Task brief: Take the lines from the one bearing "The picture is" to the one bearing "import React from", inclusive, and reproduce them exactly; include no other line.
[Begin Data lines]
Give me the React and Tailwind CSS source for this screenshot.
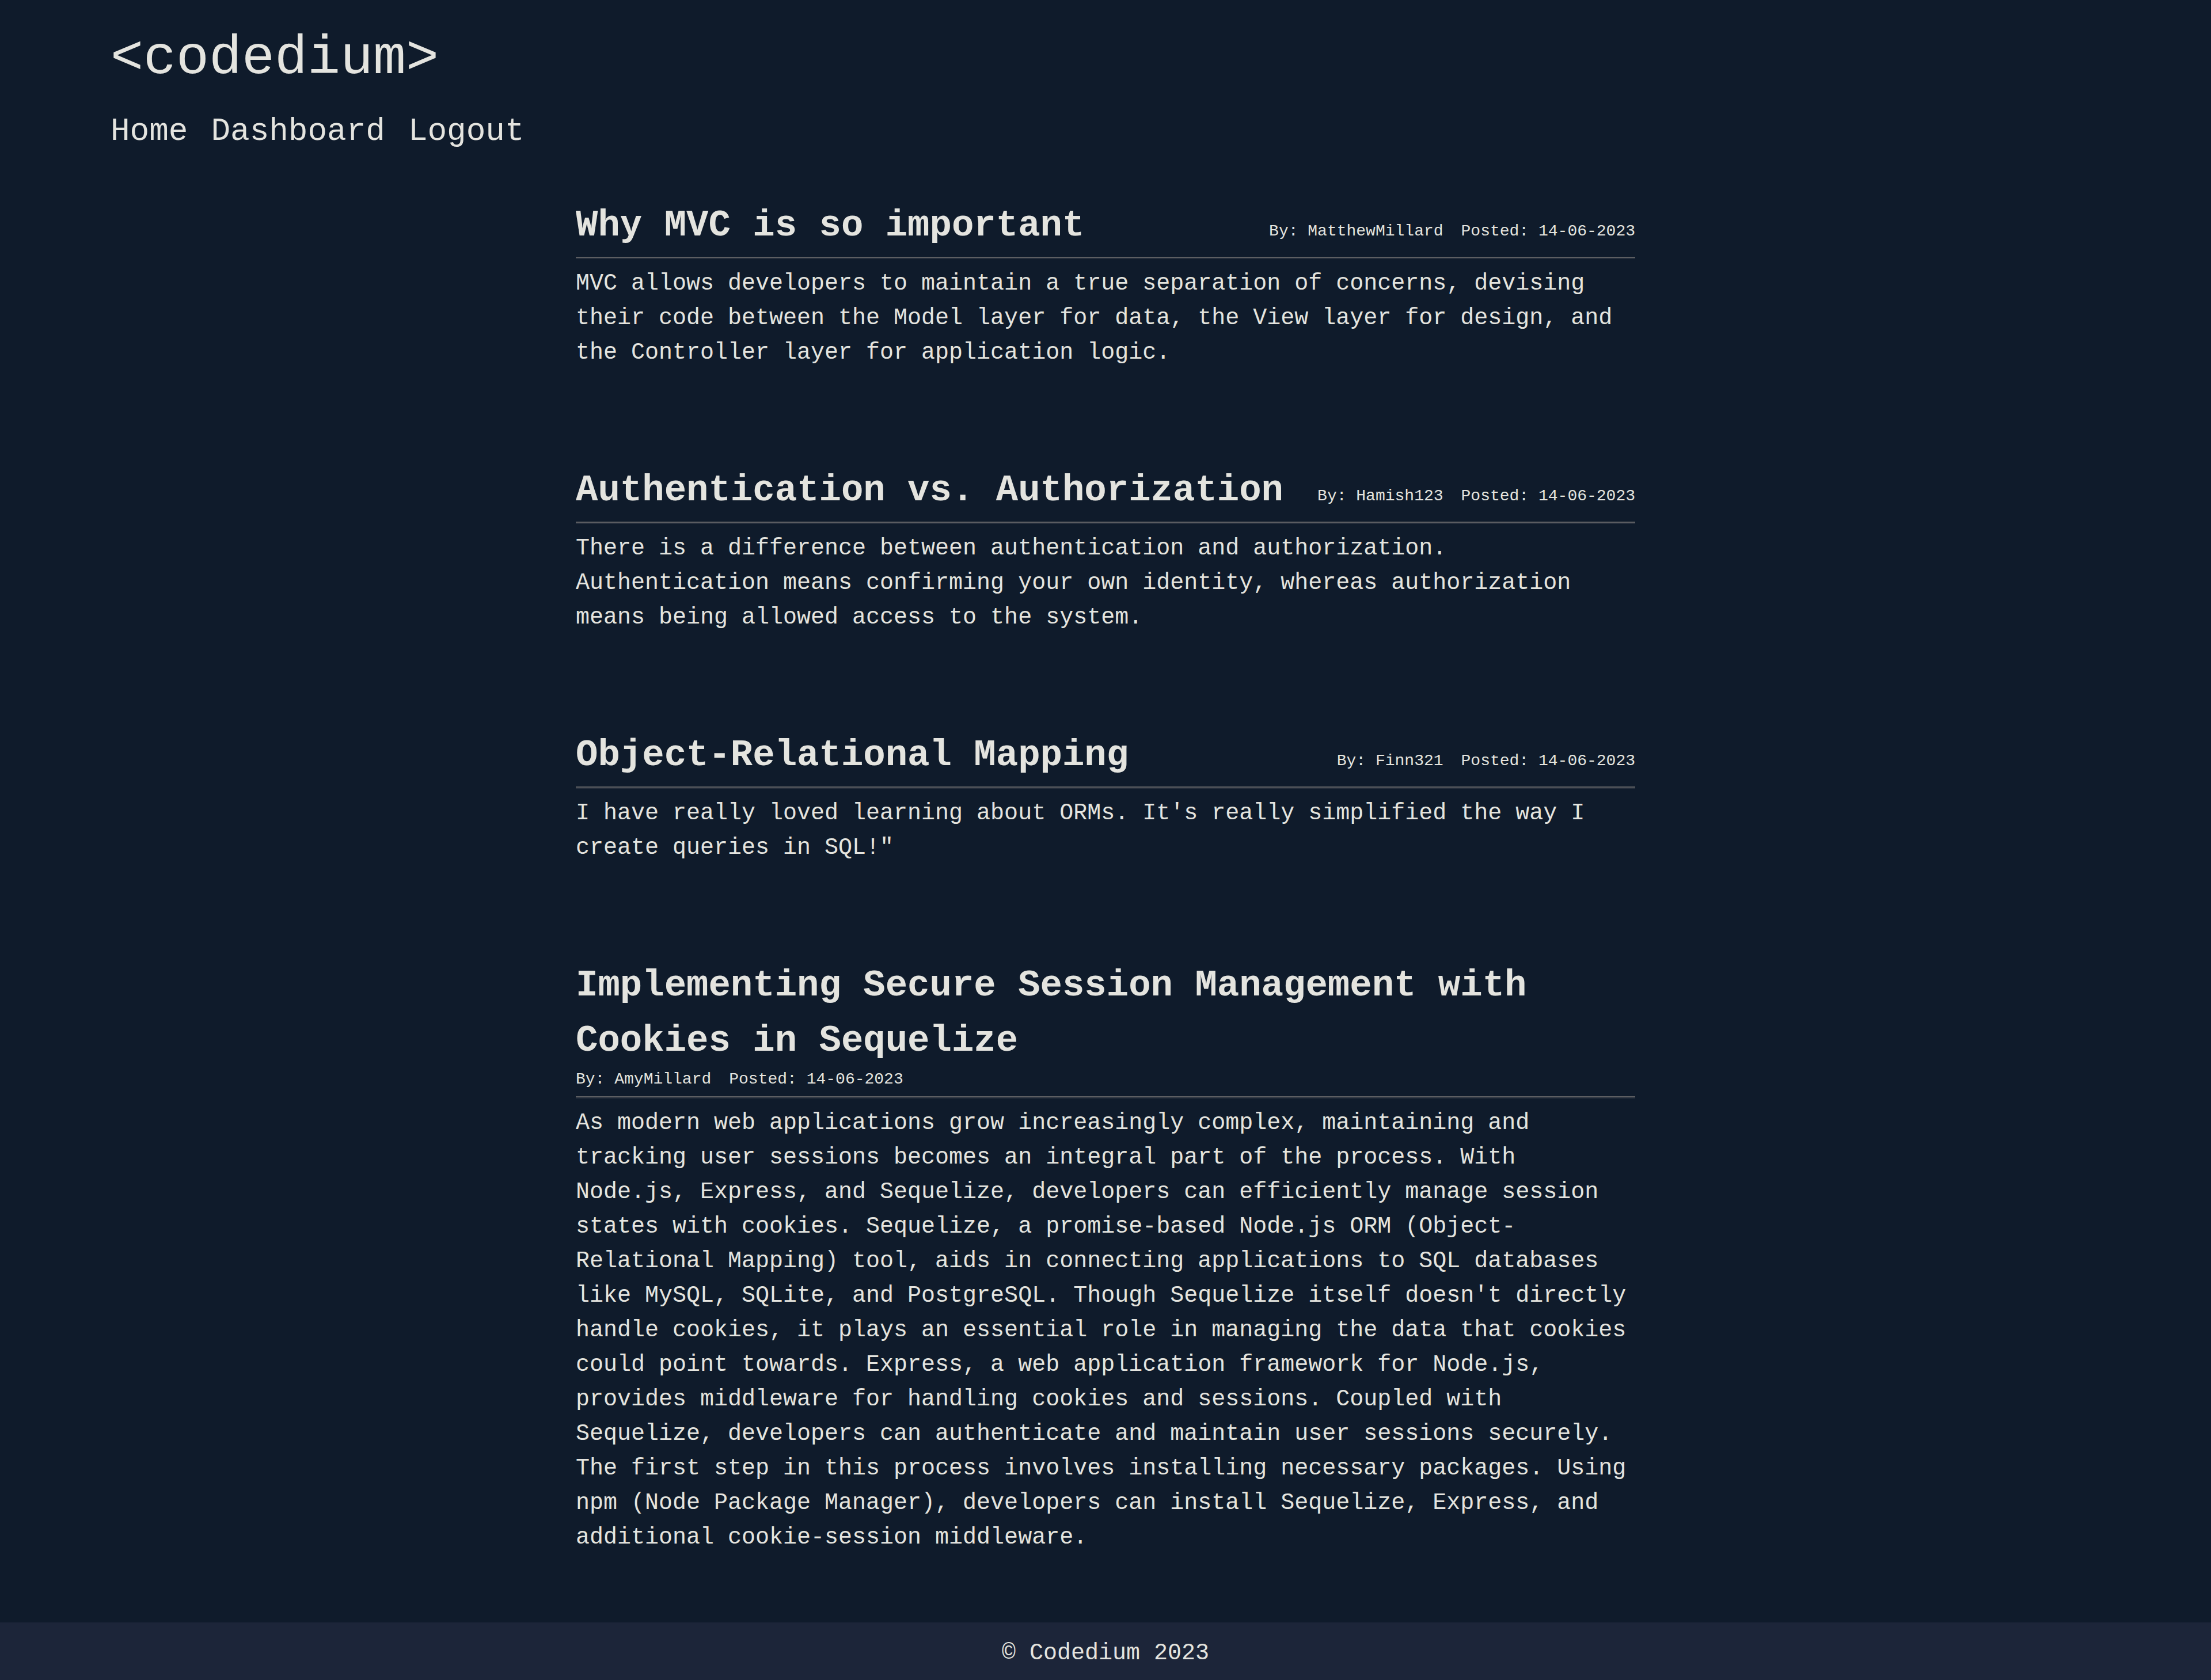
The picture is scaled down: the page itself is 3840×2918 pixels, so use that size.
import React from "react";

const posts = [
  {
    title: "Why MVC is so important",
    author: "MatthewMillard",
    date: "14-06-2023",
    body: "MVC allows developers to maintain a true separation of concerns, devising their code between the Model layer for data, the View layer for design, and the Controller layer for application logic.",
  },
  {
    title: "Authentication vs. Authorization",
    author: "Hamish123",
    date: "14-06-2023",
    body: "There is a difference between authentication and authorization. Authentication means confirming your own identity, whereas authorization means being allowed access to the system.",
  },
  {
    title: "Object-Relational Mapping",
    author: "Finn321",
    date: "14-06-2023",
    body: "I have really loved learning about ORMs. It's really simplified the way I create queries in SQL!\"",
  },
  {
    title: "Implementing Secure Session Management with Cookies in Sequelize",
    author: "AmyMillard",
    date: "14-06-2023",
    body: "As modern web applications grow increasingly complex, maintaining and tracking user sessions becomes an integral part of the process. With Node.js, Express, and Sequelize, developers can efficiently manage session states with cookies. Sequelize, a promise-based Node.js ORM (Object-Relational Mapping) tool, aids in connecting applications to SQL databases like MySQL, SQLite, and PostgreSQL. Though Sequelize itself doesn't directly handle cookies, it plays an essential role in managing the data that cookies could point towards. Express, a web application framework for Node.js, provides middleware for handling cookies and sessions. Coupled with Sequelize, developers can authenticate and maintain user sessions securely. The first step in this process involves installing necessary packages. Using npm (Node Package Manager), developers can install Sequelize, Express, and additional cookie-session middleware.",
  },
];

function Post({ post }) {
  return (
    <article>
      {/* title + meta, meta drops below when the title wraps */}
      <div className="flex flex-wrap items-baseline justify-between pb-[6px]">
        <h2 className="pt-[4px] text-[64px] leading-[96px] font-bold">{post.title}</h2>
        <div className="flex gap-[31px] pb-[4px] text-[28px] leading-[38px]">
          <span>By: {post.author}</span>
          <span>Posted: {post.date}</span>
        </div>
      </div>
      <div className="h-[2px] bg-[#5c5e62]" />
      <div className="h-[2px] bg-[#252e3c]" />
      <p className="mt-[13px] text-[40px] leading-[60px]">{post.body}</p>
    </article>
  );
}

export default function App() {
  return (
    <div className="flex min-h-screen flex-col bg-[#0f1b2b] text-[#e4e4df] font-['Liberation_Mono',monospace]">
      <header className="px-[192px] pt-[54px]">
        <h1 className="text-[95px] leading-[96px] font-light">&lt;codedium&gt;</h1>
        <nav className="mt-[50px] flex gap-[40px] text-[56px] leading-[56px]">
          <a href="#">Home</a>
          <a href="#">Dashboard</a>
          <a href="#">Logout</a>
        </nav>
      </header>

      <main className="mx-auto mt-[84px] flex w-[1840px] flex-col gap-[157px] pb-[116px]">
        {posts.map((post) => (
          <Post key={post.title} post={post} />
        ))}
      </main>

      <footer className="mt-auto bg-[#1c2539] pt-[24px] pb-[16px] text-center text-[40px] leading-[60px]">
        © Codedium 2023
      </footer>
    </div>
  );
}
[End Data lines]
Correct result:
The picture is scaled down: the page itself is 3840×2918 pixels, so use that size.
import React from "react";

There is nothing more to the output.